Etats-Unis : un rapport sur le gaz de schiste critiqué pour conflit d'intérêts

Lorsqu'on dit et répète que l'industrie du gaz ne recule devant rien pour imposer sa main mise sur la planète. On ne peut accorder aucun crédit à tous les prétendus rapports favorables à cette industrie. Mr Allègre qui fait si souvent référence aux USA pour justifier l'exploitation en France devrait avec profit lire cet article. Le conflit d'intérêts est bien la pire gangrène de nos sociétés.

Rendu public en février à Vancouver (Canada) au cours du congrès annuel de l'American Association for the Advancement of Science (AAAS), le rapport était crédité comme faisant la part des choses, entre les faits et les fantasmes relatifs au gaz de schiste. Réalisé par des chercheurs de l'université du Texas à Austin (Etats-Unis), le document de plus de 400 pages avait été présenté comme dédouanant ces hydrocarbures non conventionnels des maux qui leur sont reprochés en matière d'environnement et de santé.

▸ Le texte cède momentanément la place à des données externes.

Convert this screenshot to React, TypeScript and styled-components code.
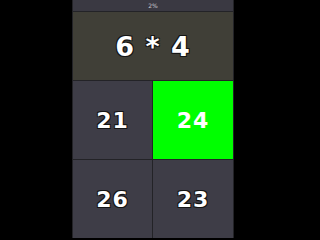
import React from 'react';
import styled, { createGlobalStyle } from 'styled-components';

const GlobalStyle = createGlobalStyle`
  html, body {
    margin: 0;
    padding: 0;
    background: #000;
    height: 100%;
    overflow: hidden;
  }
`;

const Frame = styled.div`
  margin-left: 72px;
  width: 162px;
  height: 238px;
  box-sizing: border-box;
  padding: 0 1px;
  background: #232327;
  display: flex;
  flex-direction: column;
  gap: 1px;
  font-family: "DejaVu Sans", sans-serif;
`;

const Progress = styled.div`
  height: 11px;
  flex: none;
  background: #3a3942;
  color: #c9c9cf;
  font-size: 6px;
  line-height: 11px;
  text-align: center;
`;

const Question = styled.div`
  height: 68px;
  flex: none;
  background: #403f37;
  color: #fff;
  font-size: 27px;
  font-weight: bold;
  letter-spacing: 1px;
  display: flex;
  align-items: center;
  justify-content: center;
  text-shadow: 1px 1px 0 #151515, -1px -1px 0 #151515, 1px -1px 0 #151515, -1px 1px 0 #151515;
`;

const Answers = styled.div`
  flex: 1;
  display: grid;
  grid-template-columns: 79px 80px;
  grid-auto-rows: 78px;
  gap: 1px;
`;

const Answer = styled.div<{ $correct?: boolean }>`
  background: ${p => (p.$correct ? '#00ff00' : '#3e3d47')};
  color: #fff;
  font-size: 22px;
  font-weight: bold;
  letter-spacing: 1px;
  display: flex;
  align-items: center;
  justify-content: center;
  text-shadow: ${p =>
    p.$correct
      ? 'none'
      : '1px 1px 0 #151515, -1px -1px 0 #151515, 1px -1px 0 #151515, -1px 1px 0 #151515'};
`;

const answers = [
  { value: 21, correct: false },
  { value: 24, correct: true },
  { value: 26, correct: false },
  { value: 23, correct: false },
];

export default function App() {
  return (
    <>
      <GlobalStyle />
      <Frame>
        <Progress>2%</Progress>
        <Question>6 * 4</Question>
        <Answers>
          {answers.map(a => (
            <Answer key={a.value} $correct={a.correct}>
              {a.value}
            </Answer>
          ))}
        </Answers>
      </Frame>
    </>
  );
}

Quitte à s'arranger un peu avec la réalité ? La question est prise au sérieux par l'université texane qui a diffusé à la presse, mardi 24 juillet, un communiqué annonçant la constitution d'un panel extérieur "pour passer en revue le rapport de l'Energy Institute sur les effets de la fracturation hydraulique". La veille, une organisation non gouvernementale (ONG), le Public Accountability Initiative (PAI), avait publié une analyse critique du rapport en question, dévoilant en outre un conflit d'intérêts de taille. Le géologue Charles Groat, directeur adjoint de l'Energy Institute et premier auteur du rapport, est en effet aussi membre du conseil de direction et actionnaire de PXP, une société de forage spécialisée dans le gaz de roche.

Ce lien d'intérêt n'avait pas été mentionné dans le rapport. M. Groat n'y était présenté que par ses fonctions universitaires et son poste précédent de directeur de l'US Geological Survey (USGS). Selon PAI, qui se fonde sur des documents publics, M. Groat a touché au cours de ces cinq dernières années environ 1,5 million de dollars (1,23 million d'euros) de PXP, directement ou sous forme d'actions. Soit plus que le double de son salaire de professeur d'université.

CHIFFRES ERRONÉS OU OBSOLÈTES

Interrogé par la presse locale, M. Groat a assuré que ses liens avec l'industrie "n'ont pas pesé sur les conclusions de l'étude" puisque son rôle s'était cantonné à la coordination de contributions d'autres auteurs. Pour PAI, le résultat est un rapport bâclé. Plus de 50 sources citées sont improprement référencées. Des chiffres – comme l'estimation des réserves américaines – sont erronés ou obsolètes et la tonalité générale est plutôt favorable aux intérêts industriels.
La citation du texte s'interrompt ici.